The film concerns a network of eleven characters—all of them losers, as the narration doth protest. Their number is divided between the men and women, but they are all more or less anchored by Angel, the film’s centerpiece of insatiable lust. As portrayed by Alaina Capri (who was previously in Common Law Cabin), Angel bears an uncanny resemblance to Erica Gavin’s Vixen, although her actions are more measured than they are heated. We are introduced to her during some afternoon skinny-dipping, after which she returns home to her aging husband Burt and his bedroom disappointments, the most recent of which inspires another in what is apparently a string of Angel’s rants of dissatisfaction. The two have a virginal daughter (from Burt’s previous marriage; the actress portraying her is only five years younger than her step mother) who is always dressed in attire, typically polka-dotted, that exposes her tanned midriff. In her introduction, she drives down a rural highway, signals a young and interested member of the opposite sex (he, also in a convertible), and lures him into a roadside dance—literally, the boy and girl get out of their cars and dance excitedly before acknowledging each other in speech. Impromptu episodes of dancing are in this film often summoned without any foresight whatsoever.

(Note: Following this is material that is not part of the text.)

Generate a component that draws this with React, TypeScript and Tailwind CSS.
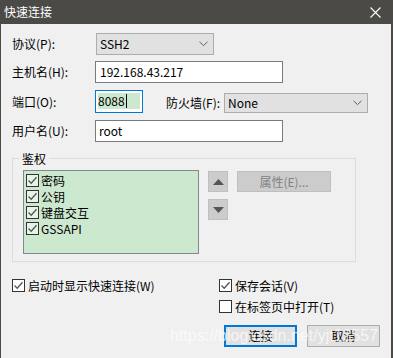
import React from "react";

const font = { fontFamily: '"Noto Sans CJK SC", "Noto Sans", sans-serif' };

function Chevron() {
  return (
    <svg width="9" height="6" viewBox="0 0 9 6" className="shrink-0">
      <path d="M0.5 0.8 L4.5 4.6 L8.5 0.8" fill="none" stroke="#606060" strokeWidth="1" />
    </svg>
  );
}

function Check({ checked, bg = "bg-white" }: { checked: boolean; bg?: string }) {
  return (
    <div className={`w-[13px] h-[13px] border border-[#333333] ${bg} shrink-0 flex items-center justify-center`}>
      {checked && (
        <svg width="11" height="11" viewBox="0 0 11 11">
          <path d="M1.5 5.5 L4.2 8.2 L9.5 2.2" fill="none" stroke="#555555" strokeWidth="1.3" />
        </svg>
      )}
    </div>
  );
}

export default function App() {
  return (
    <div
      className="w-[393px] h-[358px] bg-[#f0f0f0] border-l border-r-2 border-[#4b4a47] relative overflow-hidden text-[12px] text-black leading-none"
      style={font}
    >
      {/* Title bar */}
      <div className="h-[24px] bg-[#4b4a47] flex items-center justify-between pl-[3px] pr-[10px]">
        <span className="text-white text-[12px] leading-none">快速连接</span>
        <svg width="11" height="11" viewBox="0 0 11 11">
          <path d="M0.5 0.5 L10.5 10.5 M10.5 0.5 L0.5 10.5" stroke="#ffffff" strokeWidth="1.1" />
        </svg>
      </div>

      <div className="pl-[11px] pt-[9px]">
        {/* Row 1 */}
        <div className="flex items-center h-[22px]">
          <div className="w-[84px]">协议(P):</div>
          <div className="w-[118px] h-[22px] bg-[#e1e1e1] border border-[#adadad] flex items-center justify-between pl-[3px] pr-[5px]">
            <span>SSH2</span>
            <Chevron />
          </div>
        </div>

        {/* Row 2 */}
        <div className="flex items-center h-[22px] mt-[6px]">
          <div className="w-[83px]">主机名(H):</div>
          <div className="w-[188px] h-[22px] bg-white border border-[#7a7a7a] flex items-center pl-[4px]">
            192.168.43.217
          </div>
        </div>

        {/* Row 3 */}
        <div className="flex items-start h-[23px] mt-[7px]">
          <div className="w-[83px] h-[23px] flex items-center">端口(O):</div>
          <div className="w-[48px] h-[23px] bg-white border border-[#0078d7] pl-[2px] pt-[2px]">
            <div className="w-[42px] h-[16px] bg-[#cce8cf] flex items-center">
              <span>8088</span>
              <span className="w-[1px] h-[14px] bg-black ml-[1px]" />
            </div>
          </div>
          <div className="ml-[23px] w-[58px] h-[23px] flex items-center pt-[2px]">防火墙(F):</div>
          <div className="mt-[3px] w-[144px] h-[20px] bg-[#e1e1e1] border border-[#adadad] flex items-center justify-between pl-[3px] pr-[5px]">
            <span>None</span>
            <Chevron />
          </div>
        </div>

        {/* Row 4 */}
        <div className="flex items-center h-[22px] mt-[7px]">
          <div className="w-[83px]">用户名(U):</div>
          <div className="w-[188px] h-[22px] bg-white border border-[#7a7a7a] flex items-center pl-[3px]">
            root
          </div>
        </div>

        {/* Group box */}
        <div className="relative mt-[16px] w-[344px] h-[104px] border border-[#dcdcdc] pl-[10px] pt-[11px] flex items-start">
          <div className="absolute left-[6px] -top-[8px] px-[3px] bg-[#f0f0f0] h-[16px] flex items-center">鉴权</div>
          <div className="w-[176px] h-[84px] bg-[#cce8cf] border border-[#828790] pl-[2px] pt-[3px] flex flex-col gap-[3px]">
            {["密码", "公钥", "键盘交互", "GSSAPI"].map((t) => (
              <div key={t} className="flex items-center h-[13px]">
                <Check checked bg="bg-[#e6f3e8]" />
                <span className="ml-[2px]">{t}</span>
              </div>
            ))}
          </div>
          <div className="ml-[9px] mt-[1px] flex flex-col gap-[7px]">
            <div className="w-[20px] h-[21px] bg-[#cccccc] border border-[#bfbfbf] flex items-center justify-center">
              <svg width="11" height="6" viewBox="0 0 11 6">
                <path d="M0 6 L5.5 0 L11 6 Z" fill="#555555" />
              </svg>
            </div>
            <div className="w-[20px] h-[21px] bg-[#cccccc] border border-[#bfbfbf] flex items-center justify-center">
              <svg width="11" height="6" viewBox="0 0 11 6">
                <path d="M0 0 L5.5 6 L11 0 Z" fill="#555555" />
              </svg>
            </div>
          </div>
          <div className="ml-[9px] mt-[1px] w-[94px] h-[21px] bg-[#cccccc] border border-[#bfbfbf] flex items-center justify-center text-[#838383]">
            属性(E)...
          </div>
        </div>

        {/* Bottom checkboxes */}
        <div className="flex items-center h-[13px] mt-[17px]">
          <div className="w-[207px] flex items-center">
            <Check checked />
            <span className="ml-[3px]">启动时显示快速连接(W)</span>
          </div>
          <div className="flex items-center">
            <Check checked />
            <span className="ml-[3px]">保存会话(V)</span>
          </div>
        </div>
        <div className="flex items-center h-[13px] mt-[8px]">
          <div className="w-[207px]" />
          <div className="flex items-center">
            <Check checked={false} />
            <span className="ml-[3px]">在标签页中打开(T)</span>
          </div>
        </div>

        {/* Buttons */}
        <div className="flex mt-[12px] ml-[212px] gap-[10px]">
          <div className="w-[73px] h-[22px] bg-[#e1e1e1] border-2 border-[#0078d7] flex items-center justify-center">连接</div>
          <div className="w-[73px] h-[22px] bg-[#e1e1e1] border border-[#adadad] flex items-center justify-center">取消</div>
        </div>
      </div>

      {/* Watermark */}
      <div
        className="absolute left-[169px] top-[328px] text-[16px] leading-none text-white/70 pointer-events-none"
        style={{ fontFamily: '"Liberation Sans", Arial, sans-serif' }}
      >
        https://blog.csdn.net/yjt13557
      </div>
    </div>
  );
}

The accompanying narration do a superlative job of describing the dilemmas for the audience, and it is so analogically relentless that the film very nearly becomes an abstraction despite the adequacy of the visuals in forwarding the narrative. The narration establishes Angel as “a casserole requiring a lead flavor […] The soul whose character permeates the dish […] A monument to unholy carnality, and a cesspool to marital pollution […] savagely seeking the tranquilizer of unrestrained fulfillment.” Angel is sexually insatiate and therefore adulterous, you see, and this is demonstrated in how quickly she warms up to the film’s token muscle. But the full extent of her rancor is established in this narration.

Audience to all of these affairs is a sorceress (portrayed by Meyer regular Haji), as she’s deemed in the narration, who’s present although unimplicated in many of the events. She’s our proxy to all the affairs, all the dissatisfaction, and all the dancing, but also a mystic—her very presence seems capable of triggering consideration and responsibility within this bevy of sin. Meyer would use this device again in Cherry, Harry & Raquel and Up!, both of which are less varied and yet more frantically surreal than this film. In both of those cases, a mystic complements the narrative in order to elongate it (the former film, for one, necessitated length after the lead actress departed early), but the result here is nonetheless bizarre, an element that further varies the film’s kaleidoscope of characters.

Up until this point in his career Meyer has employed no more than a handful of characters, all of them in rural locations, to depict his fatalistic scenarios. The agenda here is more or less the same - to place characters of loose morals into situations in which they are tempted to compromise marital or relational vows - only more manifold, resulting in more parallel narratives between which Meyer cuts in deftly hasty fashion. Remarkably, Good Morning and… Goodbye! never veers into incomprehensibility, as each thread of the story arc is kept refreshed. Granted, the story arc is one of soap-operaean banality, but nonetheless the craft on display here is more assured, concentrated, and mature than Meyer had heretofore exhibited.

Good Morning and… Goodbye! concludes with some violence, but it is not absolute in the same way as it is in his Gothic films. Instead, the conclusion is one of reconciliation and repair. Cued from the opening narration, the viewer is to consider these scenarios and apply them to her own life in the interest of betterment and satisfaction. Many, if not each of Russ Meyer’s films posits itself as a sort of instructional parable, and this tendency enables their preeminent appeal as camp because the tenets these films uphold are ridiculous. These parables are always willfully ignorant of the irrelevance of the worlds they’ve conjured, worlds in which people speak in relentless strings of analogies, in which dancing accompanies even the most trivial of social interactions. But if these films were as sociologically influential as they’d like to be, we’d all be having a lot more fun.